Instruction
Look through the lines below and extract any with the word "this".

Listed records
********************

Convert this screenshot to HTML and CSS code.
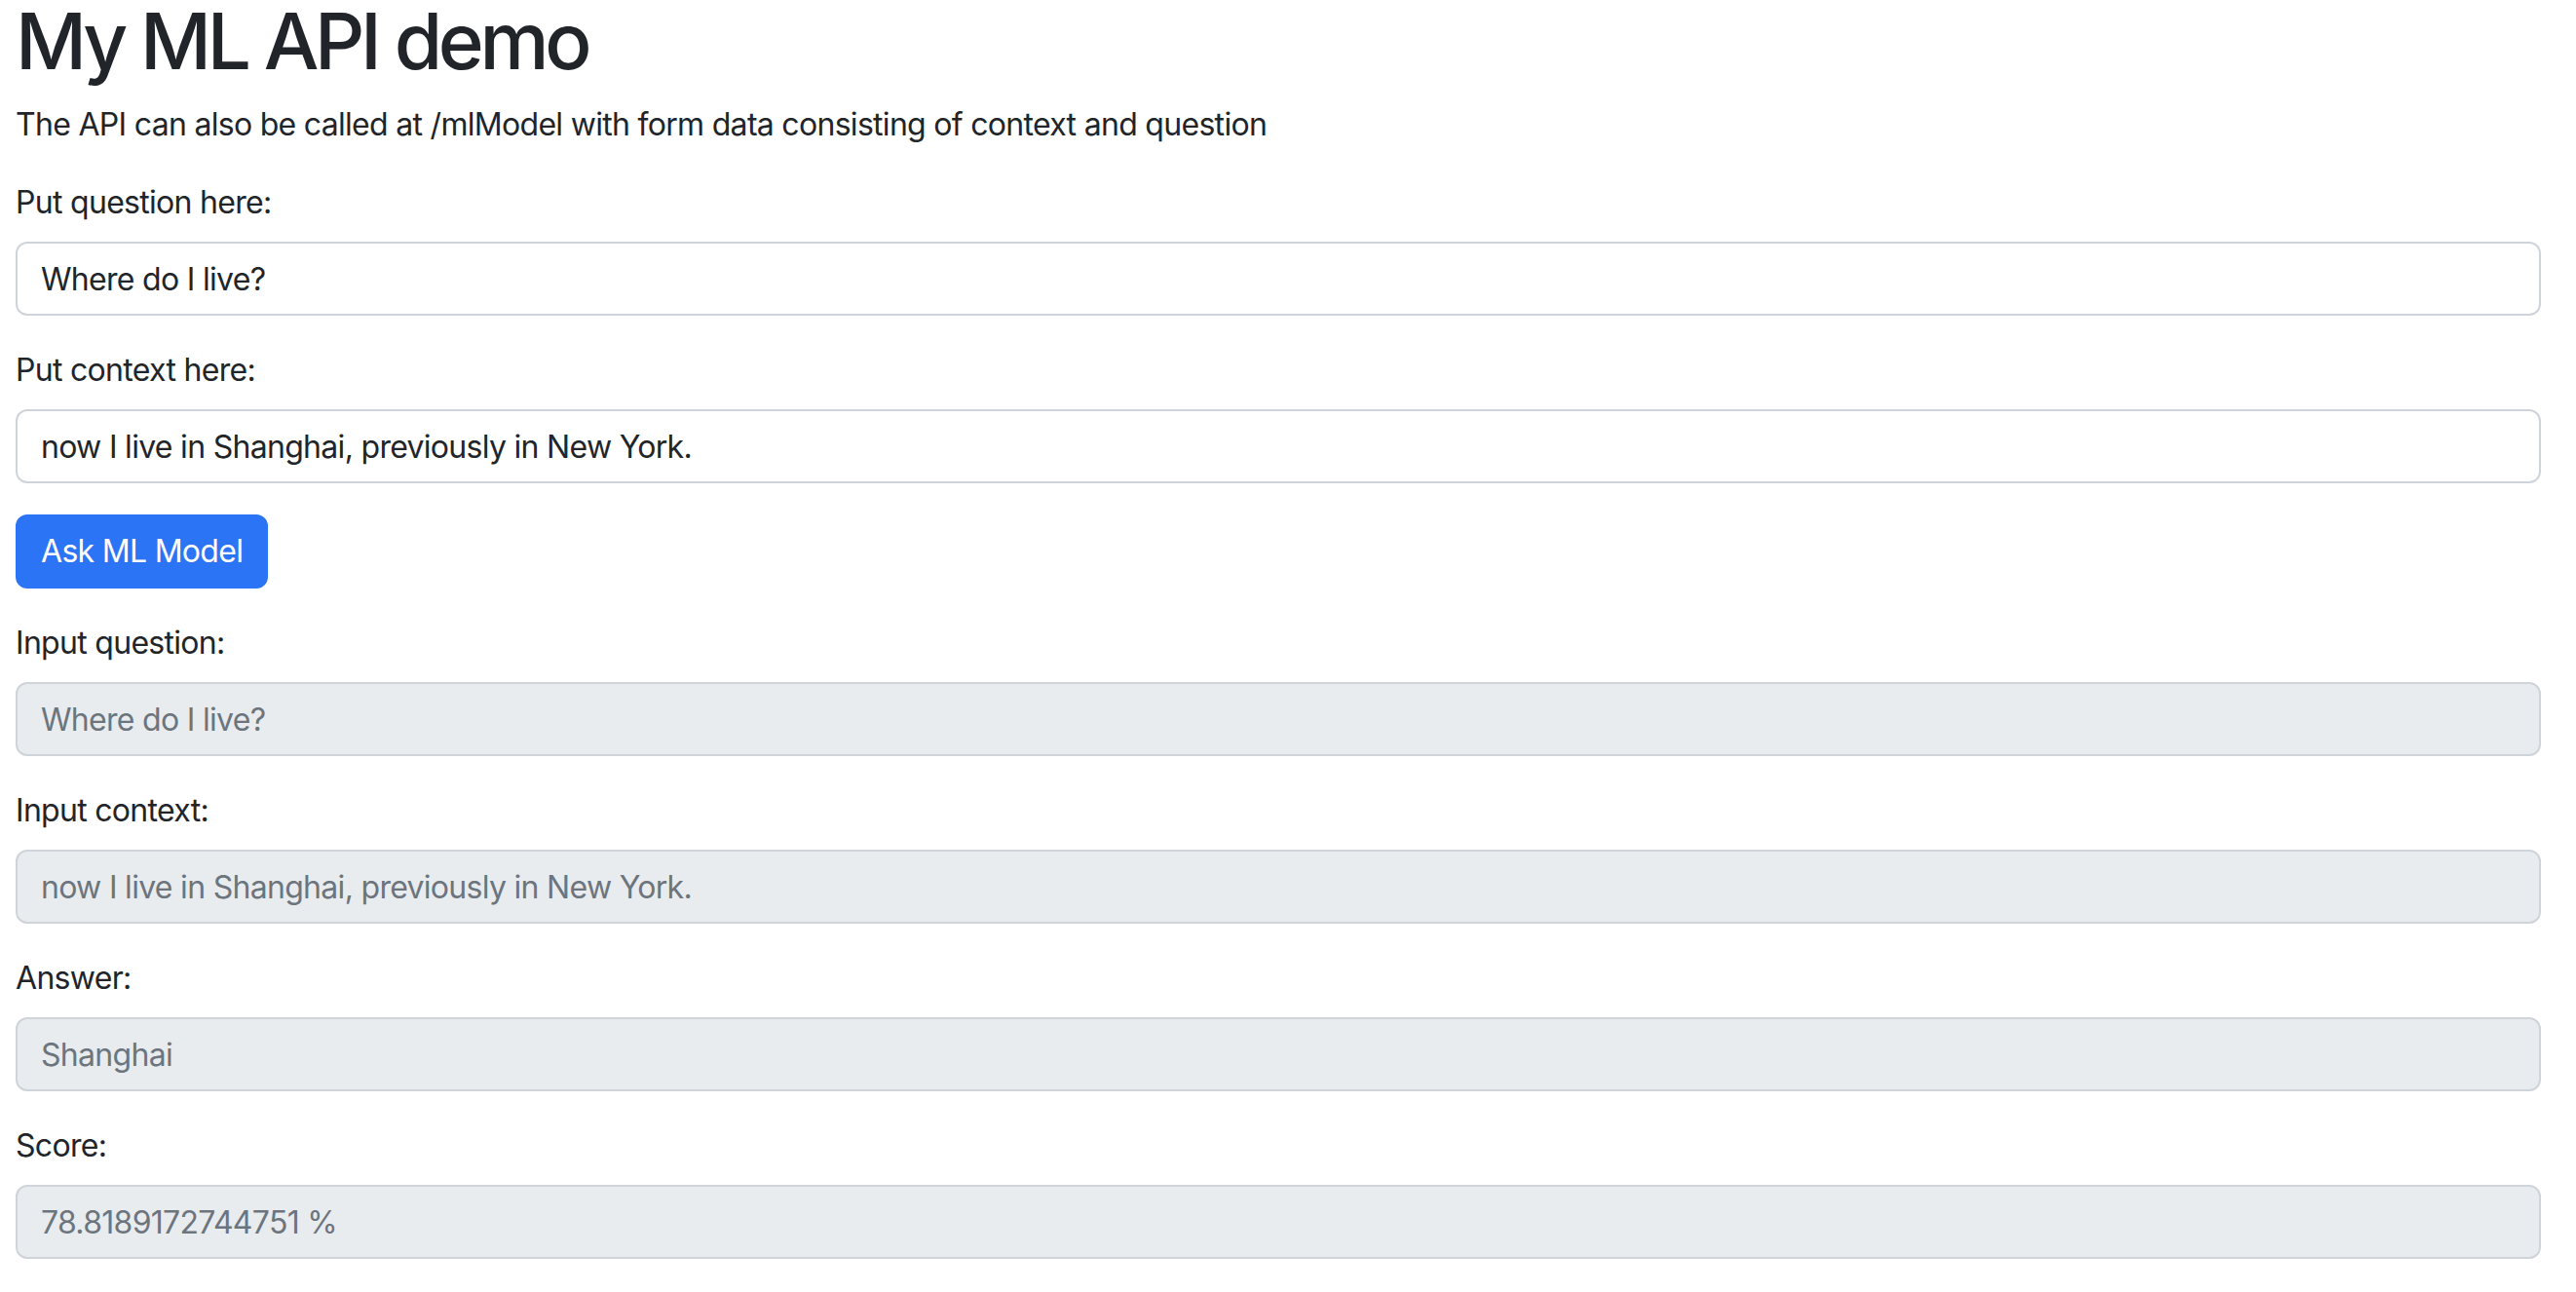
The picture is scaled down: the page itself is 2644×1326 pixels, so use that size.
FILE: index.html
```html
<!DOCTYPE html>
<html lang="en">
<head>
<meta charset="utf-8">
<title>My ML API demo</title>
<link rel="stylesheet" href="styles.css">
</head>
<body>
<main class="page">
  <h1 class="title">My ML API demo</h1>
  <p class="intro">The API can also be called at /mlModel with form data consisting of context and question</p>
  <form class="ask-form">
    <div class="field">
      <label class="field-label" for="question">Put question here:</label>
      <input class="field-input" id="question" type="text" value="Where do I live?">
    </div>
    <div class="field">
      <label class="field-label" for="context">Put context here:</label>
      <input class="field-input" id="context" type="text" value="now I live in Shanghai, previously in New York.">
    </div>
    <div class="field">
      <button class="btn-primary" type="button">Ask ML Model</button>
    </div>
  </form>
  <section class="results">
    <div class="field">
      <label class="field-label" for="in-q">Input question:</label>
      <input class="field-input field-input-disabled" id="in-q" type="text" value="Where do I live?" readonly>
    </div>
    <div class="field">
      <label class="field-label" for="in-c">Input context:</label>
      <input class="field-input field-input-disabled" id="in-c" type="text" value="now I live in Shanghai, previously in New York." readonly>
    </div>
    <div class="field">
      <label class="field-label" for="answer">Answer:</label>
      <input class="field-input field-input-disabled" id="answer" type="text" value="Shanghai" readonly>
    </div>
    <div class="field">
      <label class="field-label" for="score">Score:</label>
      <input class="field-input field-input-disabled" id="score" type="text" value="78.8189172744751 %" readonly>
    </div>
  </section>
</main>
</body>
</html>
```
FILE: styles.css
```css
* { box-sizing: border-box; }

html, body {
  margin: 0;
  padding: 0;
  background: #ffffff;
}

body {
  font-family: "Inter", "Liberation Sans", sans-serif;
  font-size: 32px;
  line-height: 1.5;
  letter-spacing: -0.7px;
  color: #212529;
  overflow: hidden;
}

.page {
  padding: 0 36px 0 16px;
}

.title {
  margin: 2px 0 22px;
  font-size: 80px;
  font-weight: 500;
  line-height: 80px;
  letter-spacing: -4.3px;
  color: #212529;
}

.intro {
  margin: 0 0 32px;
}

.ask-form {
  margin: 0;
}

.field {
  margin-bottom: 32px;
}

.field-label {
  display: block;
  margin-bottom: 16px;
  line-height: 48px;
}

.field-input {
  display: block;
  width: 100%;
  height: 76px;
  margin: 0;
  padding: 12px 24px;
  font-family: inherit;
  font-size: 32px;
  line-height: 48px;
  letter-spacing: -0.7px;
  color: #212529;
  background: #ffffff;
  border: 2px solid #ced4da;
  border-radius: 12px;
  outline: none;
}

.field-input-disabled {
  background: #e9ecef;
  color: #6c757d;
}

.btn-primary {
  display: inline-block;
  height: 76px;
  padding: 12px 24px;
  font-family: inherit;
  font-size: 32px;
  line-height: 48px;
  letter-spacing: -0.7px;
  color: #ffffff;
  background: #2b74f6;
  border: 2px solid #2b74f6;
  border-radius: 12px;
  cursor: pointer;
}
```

********************

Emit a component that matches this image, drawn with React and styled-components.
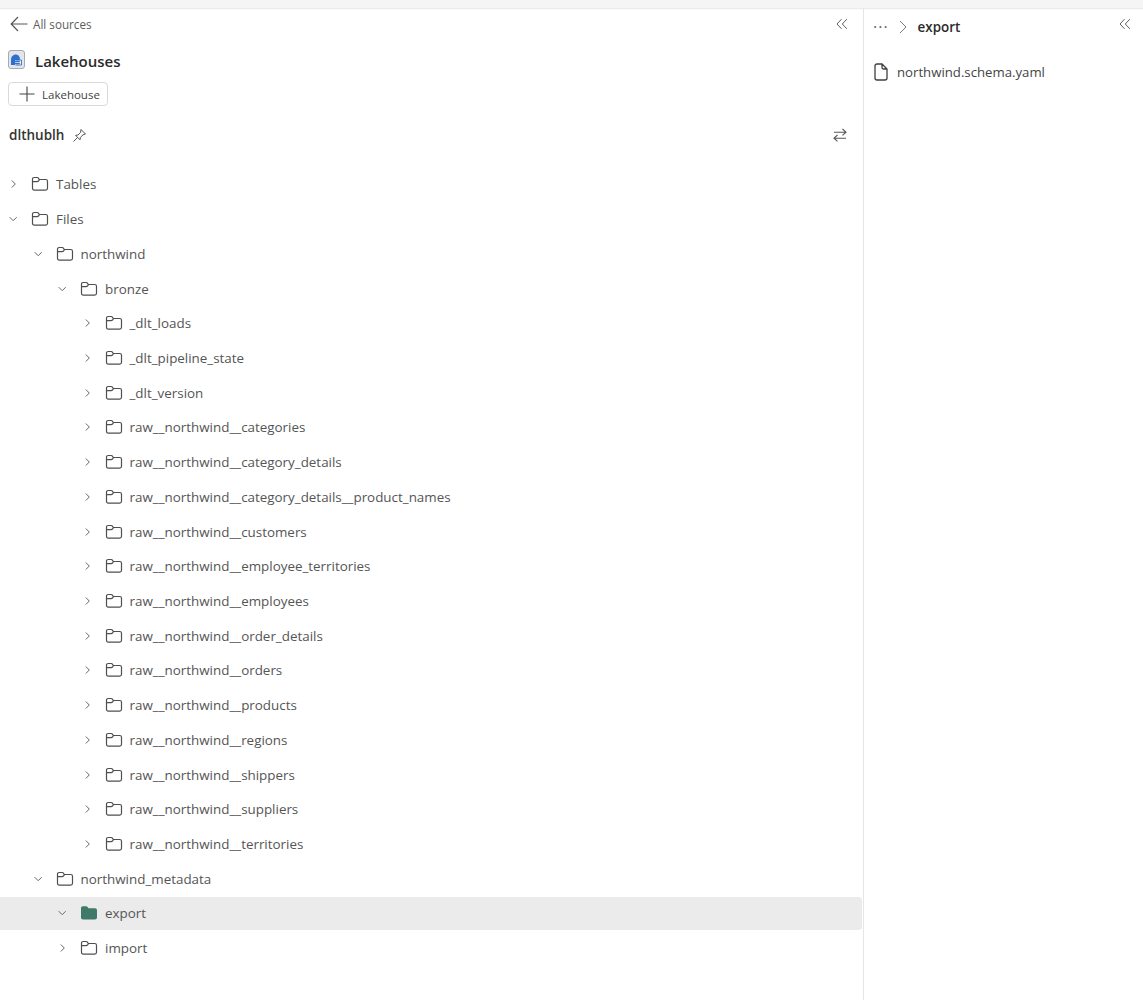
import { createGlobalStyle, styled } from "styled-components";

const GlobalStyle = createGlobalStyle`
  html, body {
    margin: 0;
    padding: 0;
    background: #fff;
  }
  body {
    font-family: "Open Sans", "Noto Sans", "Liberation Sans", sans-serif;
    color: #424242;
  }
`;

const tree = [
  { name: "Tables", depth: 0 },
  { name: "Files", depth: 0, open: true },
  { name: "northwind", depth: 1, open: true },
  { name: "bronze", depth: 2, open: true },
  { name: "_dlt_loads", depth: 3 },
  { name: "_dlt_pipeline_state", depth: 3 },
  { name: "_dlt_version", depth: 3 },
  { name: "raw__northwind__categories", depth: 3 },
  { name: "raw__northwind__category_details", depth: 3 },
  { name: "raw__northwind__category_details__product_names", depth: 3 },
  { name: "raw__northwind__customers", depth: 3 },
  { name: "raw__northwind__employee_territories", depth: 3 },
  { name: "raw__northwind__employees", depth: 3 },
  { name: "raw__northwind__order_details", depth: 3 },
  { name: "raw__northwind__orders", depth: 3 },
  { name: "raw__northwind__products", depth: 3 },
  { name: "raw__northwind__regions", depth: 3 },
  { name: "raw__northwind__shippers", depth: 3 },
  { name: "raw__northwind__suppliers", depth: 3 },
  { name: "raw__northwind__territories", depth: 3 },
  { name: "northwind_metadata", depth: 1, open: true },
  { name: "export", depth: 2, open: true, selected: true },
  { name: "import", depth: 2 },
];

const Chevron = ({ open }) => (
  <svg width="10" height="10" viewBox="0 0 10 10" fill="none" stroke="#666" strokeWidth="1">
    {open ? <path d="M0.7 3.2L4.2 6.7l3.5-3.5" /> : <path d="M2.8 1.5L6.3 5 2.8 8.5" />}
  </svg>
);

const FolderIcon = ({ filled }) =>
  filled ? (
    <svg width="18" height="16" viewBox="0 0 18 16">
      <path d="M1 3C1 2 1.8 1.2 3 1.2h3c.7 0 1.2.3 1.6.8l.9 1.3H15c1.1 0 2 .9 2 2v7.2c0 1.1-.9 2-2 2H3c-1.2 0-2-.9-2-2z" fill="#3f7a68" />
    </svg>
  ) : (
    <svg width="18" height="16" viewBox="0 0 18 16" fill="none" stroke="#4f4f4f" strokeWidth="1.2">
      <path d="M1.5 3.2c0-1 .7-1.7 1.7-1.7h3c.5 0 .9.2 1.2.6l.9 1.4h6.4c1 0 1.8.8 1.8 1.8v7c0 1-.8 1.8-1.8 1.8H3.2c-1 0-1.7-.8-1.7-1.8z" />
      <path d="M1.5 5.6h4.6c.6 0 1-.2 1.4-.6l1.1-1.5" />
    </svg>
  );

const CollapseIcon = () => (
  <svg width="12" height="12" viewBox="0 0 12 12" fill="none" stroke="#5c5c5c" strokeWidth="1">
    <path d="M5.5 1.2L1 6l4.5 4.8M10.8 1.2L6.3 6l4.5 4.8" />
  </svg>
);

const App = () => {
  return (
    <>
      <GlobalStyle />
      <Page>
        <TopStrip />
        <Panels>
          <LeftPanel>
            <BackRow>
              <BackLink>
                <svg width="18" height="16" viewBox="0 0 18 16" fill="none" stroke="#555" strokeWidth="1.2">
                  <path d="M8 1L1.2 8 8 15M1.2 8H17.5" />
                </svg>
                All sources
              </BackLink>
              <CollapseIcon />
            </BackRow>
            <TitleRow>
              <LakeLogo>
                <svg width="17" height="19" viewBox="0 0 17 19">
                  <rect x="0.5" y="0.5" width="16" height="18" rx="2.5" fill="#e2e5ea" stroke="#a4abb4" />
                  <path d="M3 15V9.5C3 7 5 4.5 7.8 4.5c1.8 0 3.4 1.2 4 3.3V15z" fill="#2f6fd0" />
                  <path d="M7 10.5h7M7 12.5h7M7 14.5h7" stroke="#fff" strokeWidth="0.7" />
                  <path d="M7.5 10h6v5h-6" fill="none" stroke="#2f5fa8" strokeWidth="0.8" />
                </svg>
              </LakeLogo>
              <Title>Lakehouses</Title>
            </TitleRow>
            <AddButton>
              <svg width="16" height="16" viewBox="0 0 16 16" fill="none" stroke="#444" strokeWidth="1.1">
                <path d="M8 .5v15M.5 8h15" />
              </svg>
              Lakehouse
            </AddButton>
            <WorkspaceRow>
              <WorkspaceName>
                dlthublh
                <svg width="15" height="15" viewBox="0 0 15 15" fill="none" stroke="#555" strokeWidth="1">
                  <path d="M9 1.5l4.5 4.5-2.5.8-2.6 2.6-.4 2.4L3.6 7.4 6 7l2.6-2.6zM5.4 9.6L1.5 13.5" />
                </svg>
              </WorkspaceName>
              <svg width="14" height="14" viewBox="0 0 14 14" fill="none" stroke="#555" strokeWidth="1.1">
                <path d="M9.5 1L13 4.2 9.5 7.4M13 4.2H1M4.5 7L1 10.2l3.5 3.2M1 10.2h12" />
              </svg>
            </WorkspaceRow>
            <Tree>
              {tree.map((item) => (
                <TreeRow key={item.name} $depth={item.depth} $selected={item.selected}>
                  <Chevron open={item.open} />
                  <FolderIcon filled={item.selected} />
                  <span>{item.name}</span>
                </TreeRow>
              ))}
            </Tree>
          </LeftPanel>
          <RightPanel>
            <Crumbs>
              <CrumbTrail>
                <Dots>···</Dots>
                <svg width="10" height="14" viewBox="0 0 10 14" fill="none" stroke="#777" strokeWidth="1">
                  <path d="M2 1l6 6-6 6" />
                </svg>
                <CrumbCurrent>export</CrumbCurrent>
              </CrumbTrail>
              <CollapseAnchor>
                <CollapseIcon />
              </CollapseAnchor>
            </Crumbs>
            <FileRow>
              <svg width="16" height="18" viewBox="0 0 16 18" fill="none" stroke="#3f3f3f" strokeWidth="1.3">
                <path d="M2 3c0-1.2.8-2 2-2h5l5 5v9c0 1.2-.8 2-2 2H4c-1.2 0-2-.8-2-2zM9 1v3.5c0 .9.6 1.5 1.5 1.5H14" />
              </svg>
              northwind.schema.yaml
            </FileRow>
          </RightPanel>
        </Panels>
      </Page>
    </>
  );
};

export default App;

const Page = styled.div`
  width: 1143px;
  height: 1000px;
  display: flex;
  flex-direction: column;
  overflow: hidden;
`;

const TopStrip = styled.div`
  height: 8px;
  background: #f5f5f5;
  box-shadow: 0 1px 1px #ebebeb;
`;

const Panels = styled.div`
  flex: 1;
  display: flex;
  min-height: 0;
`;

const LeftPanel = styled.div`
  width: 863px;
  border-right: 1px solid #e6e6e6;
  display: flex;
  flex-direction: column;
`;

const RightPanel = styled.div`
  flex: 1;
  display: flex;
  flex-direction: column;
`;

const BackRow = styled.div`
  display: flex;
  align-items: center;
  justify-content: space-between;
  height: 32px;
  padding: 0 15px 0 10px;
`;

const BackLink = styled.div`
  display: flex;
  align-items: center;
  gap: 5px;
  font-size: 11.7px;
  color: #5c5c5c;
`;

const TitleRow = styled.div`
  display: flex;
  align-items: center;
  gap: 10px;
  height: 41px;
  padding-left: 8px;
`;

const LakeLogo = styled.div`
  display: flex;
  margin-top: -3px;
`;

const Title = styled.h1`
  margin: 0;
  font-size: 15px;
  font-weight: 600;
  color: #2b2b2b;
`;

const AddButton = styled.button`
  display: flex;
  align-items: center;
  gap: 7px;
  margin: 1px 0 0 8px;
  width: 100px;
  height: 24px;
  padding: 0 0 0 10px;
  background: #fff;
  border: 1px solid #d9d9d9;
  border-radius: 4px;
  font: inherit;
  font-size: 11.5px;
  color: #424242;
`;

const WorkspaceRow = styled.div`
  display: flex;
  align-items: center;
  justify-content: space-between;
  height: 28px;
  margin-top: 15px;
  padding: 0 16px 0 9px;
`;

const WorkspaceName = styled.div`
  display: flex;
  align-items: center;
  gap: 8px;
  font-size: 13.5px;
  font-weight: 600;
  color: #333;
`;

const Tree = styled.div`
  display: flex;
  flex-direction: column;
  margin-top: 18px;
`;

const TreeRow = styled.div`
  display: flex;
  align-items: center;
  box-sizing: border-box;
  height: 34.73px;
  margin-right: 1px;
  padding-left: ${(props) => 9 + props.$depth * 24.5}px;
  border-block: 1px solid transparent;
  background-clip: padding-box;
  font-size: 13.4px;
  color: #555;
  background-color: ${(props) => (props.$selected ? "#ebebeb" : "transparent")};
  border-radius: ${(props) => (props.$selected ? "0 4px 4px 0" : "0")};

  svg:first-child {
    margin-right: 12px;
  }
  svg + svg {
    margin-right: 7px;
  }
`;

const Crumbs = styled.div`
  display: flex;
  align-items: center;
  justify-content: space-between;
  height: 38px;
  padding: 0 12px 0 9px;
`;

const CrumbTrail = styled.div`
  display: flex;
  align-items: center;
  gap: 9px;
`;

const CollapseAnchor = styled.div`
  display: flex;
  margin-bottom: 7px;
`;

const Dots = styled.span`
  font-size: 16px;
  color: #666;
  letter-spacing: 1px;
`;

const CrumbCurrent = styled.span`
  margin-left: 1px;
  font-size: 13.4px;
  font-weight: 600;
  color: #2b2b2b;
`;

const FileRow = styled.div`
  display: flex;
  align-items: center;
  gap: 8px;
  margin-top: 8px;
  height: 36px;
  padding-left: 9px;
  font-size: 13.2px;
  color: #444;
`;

********************

Output below
Convert this screenshot to HTML and CSS code.
Emit a component that matches this image, drawn with React and styled-components.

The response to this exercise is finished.